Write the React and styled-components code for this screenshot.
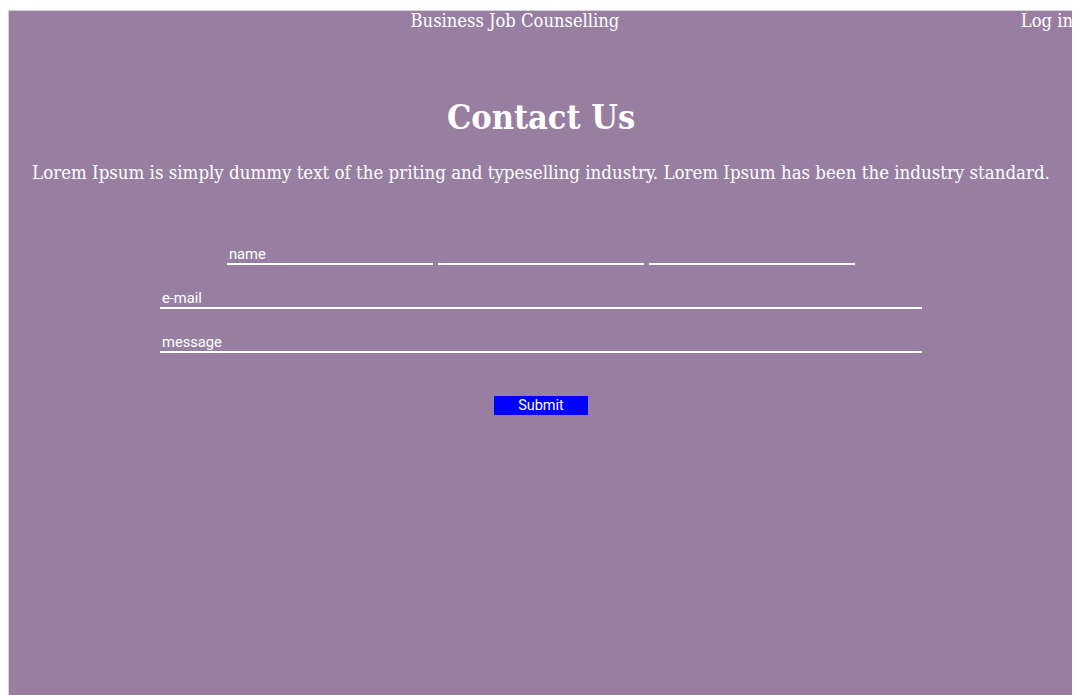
import React from "react";
import styled, { createGlobalStyle } from "styled-components";

const Global = createGlobalStyle`
  body {
    margin: 8px;
    font-family: "DejaVu Serif Condensed", "DejaVu Serif", serif;
  }
`;

function App() {
  return (
    <>
      <Global />
      <Page>
        <Header>
          <Brand>Business Job Counselling</Brand>
          <Login>Log in</Login>
        </Header>
        <Title>Contact Us</Title>
        <Intro>
          Lorem Ipsum is simply dummy text of the priting and typeselling
          industry. Lorem Ipsum has been the industry standard.
        </Intro>
        <Form onSubmit={(e) => e.preventDefault()}>
          <NameRow>
            <Field $w={202} placeholder="name" />
            <Field $w={202} />
            <Field $w={202} />
          </NameRow>
          <Field $w={758} placeholder="e-mail" />
          <Field $w={758} placeholder="message" />
          <Submit type="submit">Submit</Submit>
        </Form>
      </Page>
    </>
  );
}

const Page = styled.div`
  width: 100%;
  min-height: 100vh;
  margin-top: 2px;
  background: #987fa2;
  border: 1px solid #d8cfdd;
  border-bottom: none;
  color: white;
`;

const Header = styled.div`
  display: flex;
  align-items: flex-start;
  font-size: 18.2px;
  line-height: 20px;
`;

const Brand = styled.div`
  flex: 1;
  text-align: center;
`;

const Login = styled.div``;

const Title = styled.h1`
  margin: 62px 0 0;
  text-align: center;
  font-size: 34px;
  line-height: 48px;
`;

const Intro = styled.p`
  margin: 20px 0 0;
  text-align: center;
  font-size: 18.5px;
  line-height: 24px;
`;

const Form = styled.form`
  display: flex;
  flex-direction: column;
  align-items: center;
  gap: 24px;
  margin-top: 60px;
`;

const NameRow = styled.div`
  display: flex;
  gap: 5px;
`;

const Field = styled.input`
  width: ${(p) => p.$w}px;
  height: 18px;
  padding: 0 2px;
  background: transparent;
  border: none;
  border-bottom: 2px solid white;
  outline: none;
  color: white;
  font-family: Roboto, sans-serif;
  font-size: 14.7px;
  line-height: 16px;
  &::placeholder {
    color: white;
  }
`;

const Submit = styled.button`
  margin-top: 19px;
  width: 94px;
  height: 19px;
  padding: 0;
  background: #0000ff;
  border: none;
  color: white;
  font-family: Roboto, sans-serif;
  font-size: 14.5px;
`;

export default App;
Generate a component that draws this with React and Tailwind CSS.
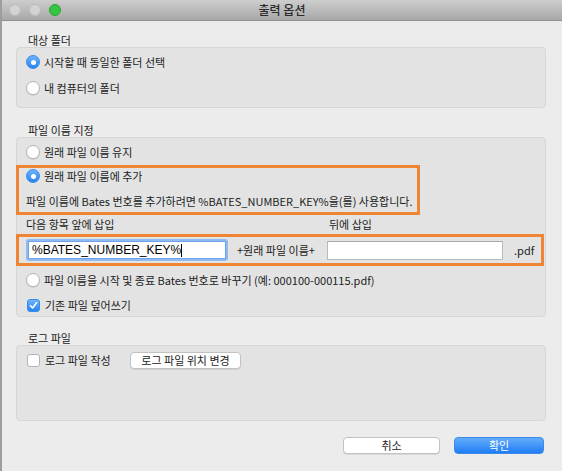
import React from 'react';

const font = { fontFamily: '"Noto Sans CJK KR", "Liberation Sans", sans-serif' };

const Radio = ({ checked }) =>
  checked ? (
    <span className="w-[14px] h-[14px] rounded-full bg-linear-to-b from-[#6cb3fb] to-[#2383f3] border border-[#3b8ce6] flex items-center justify-center shrink-0">
      <span className="w-[5px] h-[5px] rounded-full bg-white" />
    </span>
  ) : (
    <span className="w-[14px] h-[14px] rounded-full bg-white border border-[#b4b4b4] shrink-0 shadow-[0_1px_1px_rgba(0,0,0,0.08)]" />
  );

const Checkbox = ({ checked }) =>
  checked ? (
    <span className="w-[13px] h-[13px] rounded-[3px] bg-linear-to-b from-[#6cb3fb] to-[#2383f3] border border-[#3b8ce6] flex items-center justify-center shrink-0">
      <svg width="9" height="9" viewBox="0 0 9 9">
        <path d="M1.5 4.8 L3.6 7 L7.6 1.8" fill="none" stroke="white" strokeWidth="1.6" strokeLinecap="round" strokeLinejoin="round" />
      </svg>
    </span>
  ) : (
    <span className="w-[13px] h-[13px] rounded-[3px] bg-white border border-[#b4b4b4] shrink-0" />
  );

const Option = ({ kind = 'radio', checked, children, className = '' }) => (
  <div className={`flex items-center h-[16px] ${className}`}>
    {kind === 'radio' ? <Radio checked={checked} /> : <Checkbox checked={checked} />}
    <span className={kind === 'radio' ? 'ml-[4px]' : 'ml-[5px]'}>{children}</span>
  </div>
);

const Label = ({ children, className = '' }) => (
  <div className={`h-[14px] leading-[14px] pl-[12px] ${className}`}>{children}</div>
);

const Group = ({ className = '', children }) => (
  <div className={`box-border border border-[#d6d6d6] bg-[#e3e3e3] rounded-[4px] flex flex-col ${className}`}>
    {children}
  </div>
);

export default function App() {
  return (
    <div
      className="w-[562px] h-[471px] bg-[#ececec] border-l-2 border-[#9d9d9d] flex flex-col text-[11px] text-[#222] overflow-hidden"
      style={font}
    >
      <div className="h-[21px] shrink-0 bg-linear-to-b from-[#cdcdcd] to-[#a8a8a8] border-b border-[#8f8f8f] flex items-center relative">
        <div className="flex items-center gap-[8px] pl-[7px]">
          <span className="w-[12px] h-[12px] rounded-full bg-[#d3d3d3] border border-[#bdbdbd]" />
          <span className="w-[12px] h-[12px] rounded-full bg-[#d3d3d3] border border-[#bdbdbd]" />
          <span className="w-[12px] h-[12px] rounded-full bg-[#34c541] border border-[#2aa533]" />
        </div>
        <div className="absolute inset-0 flex items-center justify-center text-[12px] font-medium text-[#2a2a2a]">
          출력 옵션
        </div>
      </div>

      <div className="pl-[14px] pr-[16px] flex flex-col">
        <Label className="mt-[12px]">대상 폴더</Label>
        <Group className="h-[61px] pt-[6px] pl-[9px]">
          <Option checked>시작할 때 동일한 폴더 선택</Option>
          <Option className="mt-[10px]">내 컴퓨터의 폴더</Option>
        </Group>

        <Label className="mt-[15px]">파일 이름 지정</Label>
        <Group className="h-[180px] pt-[6px]">
          <Option className="pl-[9px]">원래 파일 이름 유지</Option>

          <div className="mt-[5px] ml-[-1px] w-[404px] h-[50px] box-border border-[3px] border-[#ef8534] pl-[7px] flex flex-col">
            <Option checked>원래 파일 이름에 추가</Option>
            <div className="mt-[9px] h-[16px] leading-[16px] whitespace-nowrap">
              파일 이름에 Bates 번호를 추가하려면 %BATES_NUMBER_KEY%을(를) 사용합니다.
            </div>
          </div>

          <div className="mt-[2px] h-[14px] leading-[14px] flex">
            <span className="w-[312px] pl-[9px]">다음 항목 앞에 삽입</span>
            <span>뒤에 삽입</span>
          </div>

          <div className="mt-[3px] ml-[-1px] w-[528px] h-[32px] box-border border-[3px] border-[#ef8534] flex items-center pl-[7px]">
            <div className="w-[202px] h-[22px] rounded-[3px] bg-[#8fbbf2] p-[2px] box-border shrink-0">
              <div
                className="h-full bg-white border border-[#6ea3e8] flex items-center pl-[3px] text-[12px] text-black"
                style={{ fontFamily: '"Liberation Sans", Arial, sans-serif' }}
              >
                %BATES_NUMBER_KEY%<span className="w-px h-[13px] bg-black" />
              </div>
            </div>
            <span className="ml-[9px] w-[90px] shrink-0 whitespace-nowrap">+원래 파일 이름+</span>
            <div className="w-[176px] h-[19px] shrink-0 bg-white border border-[#b9b9b9] border-t-[#a8a8a8]" />
            <span className="ml-[11px]">.pdf</span>
          </div>

          <Option className="mt-[6px] pl-[9px] whitespace-nowrap">
            파일 이름을 시작 및 종료 Bates 번호로 바꾸기 (예: 000100-000115.pdf)
          </Option>
          <Option kind="check" checked className="mt-[9px] pl-[10px]">
            기존 파일 덮어쓰기
          </Option>
        </Group>

        <Label className="mt-[14px]">로그 파일</Label>
        <Group className="h-[76px] pt-[5px] pl-[10px]">
          <div className="flex items-center h-[18px]">
            <Option kind="check" className="w-[103px]">로그 파일 작성</Option>
            <button className="w-[111px] h-[17px] bg-white border border-[#c2c2c2] rounded-[4px] shadow-[0_1px_0_rgba(0,0,0,0.08)] flex items-center justify-center text-[11px] text-[#222]">
              로그 파일 위치 변경
            </button>
          </div>
        </Group>

        <div className="mt-[16px] h-[17px] flex justify-end gap-[14px] pr-[2px]">
          <button className="w-[97px] h-[17px] bg-white border border-[#c2c2c2] rounded-[4px] shadow-[0_1px_0_rgba(0,0,0,0.08)] flex items-center justify-center text-[#222]">
            취소
          </button>
          <button className="w-[90px] h-[17px] bg-linear-to-b from-[#62acfb] to-[#1d7df4] border border-[#3a8ae6] rounded-[4px] flex items-center justify-center text-white">
            확인
          </button>
        </div>
      </div>
    </div>
  );
}
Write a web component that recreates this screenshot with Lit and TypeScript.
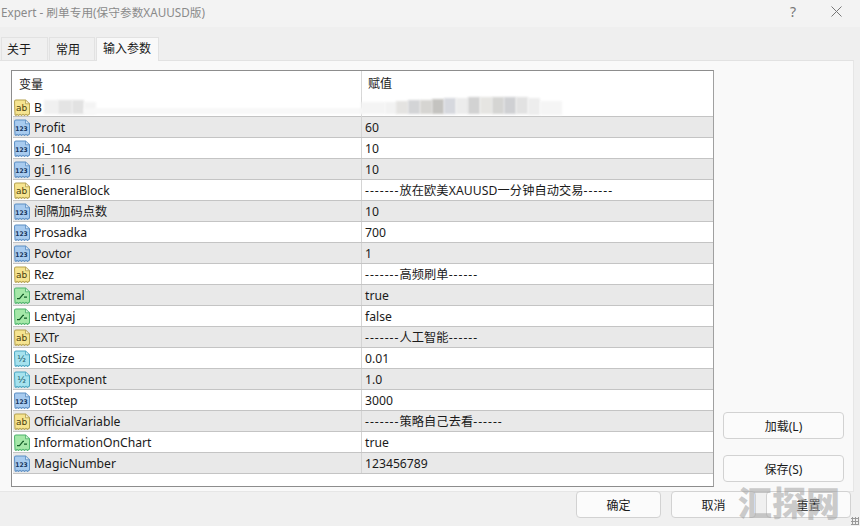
import { LitElement, html, css, svg } from "lit";
import { customElement } from "lit/decorators.js";
import { styleMap } from "lit/directives/style-map.js";

type Kind = "ab" | "int" | "bool" | "dbl";
const ROWS: [Kind, string, string][] = [
  ["ab", "B", ""],
  ["int", "Profit", "60"],
  ["int", "gi_104", "10"],
  ["int", "gi_116", "10"],
  ["ab", "GeneralBlock", "-------放在欧美XAUUSD一分钟自动交易------"],
  ["int", "间隔加码点数", "10"],
  ["int", "Prosadka", "700"],
  ["int", "Povtor", "1"],
  ["ab", "Rez", "-------高频刷单------"],
  ["bool", "Extremal", "true"],
  ["bool", "Lentyaj", "false"],
  ["ab", "EXTr", "-------人工智能------"],
  ["dbl", "LotSize", "0.01"],
  ["dbl", "LotExponent", "1.0"],
  ["int", "LotStep", "3000"],
  ["ab", "OfficialVariable", "-------策略自己去看------"],
  ["bool", "InformationOnChart", "true"],
  ["int", "MagicNumber", "123456789"],
];

const COL: Record<Kind, [string, string, string]> = {
  ab: ["#f6e490", "#b5a14f", "#4a3e0c"],
  int: ["#a8cbef", "#5c8fc4", "#16345c"],
  bool: ["#a5e8a8", "#4eb36c", "#145c28"],
  dbl: ["#a6e2ee", "#4ba6c2", "#14505f"],
};

function icon(k: Kind) {
  const [f, s, t] = COL[k];
  const body = svg`<path d="M.5 2.5a1.5 1.5 0 0 1 1.5-1.5h9.5l4 3.5v9.5l-2 1.5-1.5-1-1.5 1-1.5-1-1.5 1-1.5-1-1.5 1-1.5-1-1 1-1-.8z" fill=${f} stroke=${s}/>
    <path d="M11.5 1v3.5h4" fill="#ffffff" fill-opacity=".55" stroke=${s} stroke-width=".8"/>`;
  let inner;
  if (k === "ab") inner = svg`<text x="7.5" y="11.6" font-size="9" text-anchor="middle" fill=${t} font-family="DejaVu Sans">ab</text>`;
  else if (k === "int") inner = svg`<text x="7.5" y="11.2" font-size="6" font-weight="700" text-anchor="middle" fill=${t} font-family="DejaVu Sans">123</text>`;
  else if (k === "dbl") inner = svg`<text x="7.5" y="11.4" font-size="9" text-anchor="middle" fill=${t} font-family="DejaVu Sans">½</text>`;
  else inner = svg`<path d="M3 11h2.5l3.5-4h1M10 9.5h3" fill="none" stroke=${t} stroke-width="1.2"/>`;
  return html`<svg class="ico" width="16" height="17" viewBox="0 0 16 16" preserveAspectRatio="none">${body}${inner}</svg>`;
}

/* Dashes in the reference are wider than the installed font's: set them apart. */
function value(v: string) {
  const m = v.match(/^(-+)(.*?)(-+)$/);
  if (!m) return v;
  return html`<span class="dash">${m[1]}</span><span class="mid">${m[2]}</span><span class="dash">${m[3]}</span>`;
}

/* Mosaic that masks the first row: [left, top, width, height, colour] */
const BLUR: [number, number, number, number, string][] = [
  [44, 100, 14, 14, "#f0f0f0"],
  [58, 100, 14, 14, "#e4e4e4"],
  [72, 100, 12, 14, "#e2e2e2"],
  [84, 102, 12, 12, "#f4f4f4"],
  [84, 108, 280, 6, "#f8f8f8"],
  [361, 102, 24, 12, "#f4f4f4"],
  [385, 102, 12, 12, "#f2f2f2"],
  [396, 101, 12, 13, "#e4e3e1"],
  [408, 100, 12, 14, "#d3d4d6"],
  [420, 100, 12, 14, "#d6d5d2"],
  [432, 99, 12, 15, "#c4c3c0"],
  [444, 98, 12, 16, "#d6d8de"],
  [456, 98, 12, 16, "#ececec"],
  [468, 97, 12, 17, "#d2d2d2"],
  [480, 97, 12, 17, "#e6e5e2"],
  [492, 97, 12, 17, "#d5d5d3"],
  [504, 97, 12, 17, "#cfd0d3"],
  [516, 97, 12, 17, "#e2e2e2"],
  [528, 98, 12, 17, "#ededed"],
  [540, 101, 22, 14, "#f5f5f5"],
];

@customElement("app-root")
export class AppRoot extends LitElement {
  static styles = css`
    :host {
      display: flex;
      flex-direction: column;
      position: relative;
      width: 860px;
      height: 526px;
      overflow: hidden;
      background: #f0f0f0;
      font-family: "Noto Sans", "Noto Sans CJK SC", sans-serif;
      font-size: 12px;
      color: #1a1a1a;
    }
    .title {
      height: 27px;
      box-sizing: border-box;
      flex: none;
      background: #f3f3f3;
      display: flex;
      align-items: center;
      padding: 0 18px 5px 1px;
      color: #8a8a8a;
      font-size: 11.7px;
    }
    .title .t { flex: 1; }
    .title .q { font-size: 14px; margin-right: 35px; color: #777; }
    .tabs {
      height: 33px;
      flex: none;
      display: flex;
      align-items: flex-end;
      gap: 1px;
      padding-left: 1px;
      background: #efefef;
      position: relative;
    }
    .tab {
      height: 23px;
      width: 47px;
      box-sizing: border-box;
      background: #f0f0f0;
      border: 1px solid #e2e2e2;
      border-bottom: none;
      padding-left: 5px;
      line-height: 23px;
    }
    .tab + .tab { width: 46px; padding-left: 6px; }
    .tab.on {
      width: 63px;
      height: 24px;
      margin-bottom: -1px;
      background: #f9f9f9;
      position: relative;
      padding-left: 6px;
      line-height: 22px;
    }
    .panel {
      flex: none;
      width: 854px;
      height: 432px;
      box-sizing: border-box;
      background: #f9f9f9;
      border-top: 1px solid #e2e2e2;
      border-right: 1px solid #e6e6e6;
      border-bottom: 1px solid #e6e6e6;
      padding: 9px 9px 4px 11px;
      display: flex;
      gap: 9px;
    }
    .table {
      width: 703px;
      height: 417px;
      box-sizing: border-box;
      background: #fff;
      border: 1px solid #8d8d8d;
      border-right-color: #a0a0a0;
      padding-left: 1px;
    }
    .row, .head {
      display: grid;
      grid-template-columns: 348px 1fr;
    }
    .head {
      height: 26px;
      align-items: center;
      line-height: 25px;
    }
    .head .n { padding-left: 6px; }
    .head .v { border-left: 1px solid #d8d8d8; height: 26px; padding-left: 6px; }
    .row {
      height: 21px;
      box-sizing: border-box;
      border-bottom: 1px solid #c4c4c4;
      align-items: center;
      line-height: 22px;
      font-size: 12.2px;
    }
    .row.first { height: 20px; }
    .row.alt { background: #e9e9e9; }
    .row .n { display: flex; align-items: center; gap: 4px; padding-left: 1px; white-space: nowrap; height: 20px; }
    .row .n span { padding-top: 2px; }
    .row .v { border-left: 1px solid #d4d4d4; padding-left: 3px; height: 20px; white-space: nowrap; }
    .dash { letter-spacing: 1px; }
    .mid { letter-spacing: 0.1px; }
    .ico { flex: none; }
    .side {
      display: flex;
      flex-direction: column;
      justify-content: flex-end;
      gap: 16px;
      padding-bottom: 5px;
    }
    .btn {
      box-sizing: border-box;
      height: 27px;
      border: 1px solid #d2d2d2;
      border-radius: 4px;
      background: #fbfbfb;
      display: flex;
      align-items: center;
      justify-content: center;
      font-size: 12px;
      color: #1a1a1a;
    }
    .side .btn { width: 121px; }
    .foot {
      display: flex;
      gap: 10px;
      padding-left: 576px;
      margin-top: -1px;
    }
    .foot .btn { width: 85px; }
    .blur { position: absolute; filter: blur(1px); }
    .mark {
      position: absolute;
      left: 738px;
      top: 480px;
      font-family: "Noto Sans CJK SC", sans-serif;
      font-weight: 900;
      font-size: 34px;
      line-height: 44px;
      color: rgba(160, 160, 160, 0.55);
      white-space: nowrap;
    }
    .grip {
      position: absolute;
      right: 1px;
      bottom: 1px;
      width: 8px;
      height: 8px;
      background: radial-gradient(circle, #9a9a9a 0 1px, transparent 1.1px) 0 0 / 3px 3px;
    }
  `;

  render() {
    return html`
      <div class="title">
        <span class="t">Expert - 刷单专用(保守参数XAUUSD版)</span>
        <span class="q">?</span>
        <svg width="11" height="11" viewBox="0 0 11 11"><path d="M.5.5l10 10M10.5.5l-10 10" stroke="#777" fill="none"/></svg>
      </div>
      <div class="tabs">
        <div class="tab">关于</div>
        <div class="tab">常用</div>
        <div class="tab on">输入参数</div>
      </div>
      <div class="panel">
        <div class="table">
          <div class="head"><div class="n">变量</div><div class="v">赋值</div></div>
          ${ROWS.map(
            ([k, n, v], i) => html`<div class="row ${i % 2 ? "alt" : ""} ${i === 0 ? "first" : ""}">
              <div class="n">${icon(k)}<span>${n}</span></div>
              <div class="v">${value(v)}</div>
            </div>`
          )}
        </div>
        <div class="side">
          <div class="btn">加载(L)</div>
          <div class="btn">保存(S)</div>
        </div>
      </div>
      <div class="foot">
        <div class="btn">确定</div>
        <div class="btn">取消</div>
        <div class="btn">重置</div>
      </div>
      ${BLUR.map(
        ([l, t, w, h, c]) => html`<div class="blur" style=${styleMap({ left: l + "px", top: t + "px", width: w + "px", height: h + "px", background: c })}></div>`
      )}
      <div class="mark">汇探网</div>
      <div class="grip"></div>
    `;
  }
}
____________________
• STATED GOAL
Gather, from the listing above, every line carrying the word "with".

• RESULT
Generate a component that draws this with React and Tailwind CSS.
Write a web component that recreates this screenshot with Lit and TypeScript.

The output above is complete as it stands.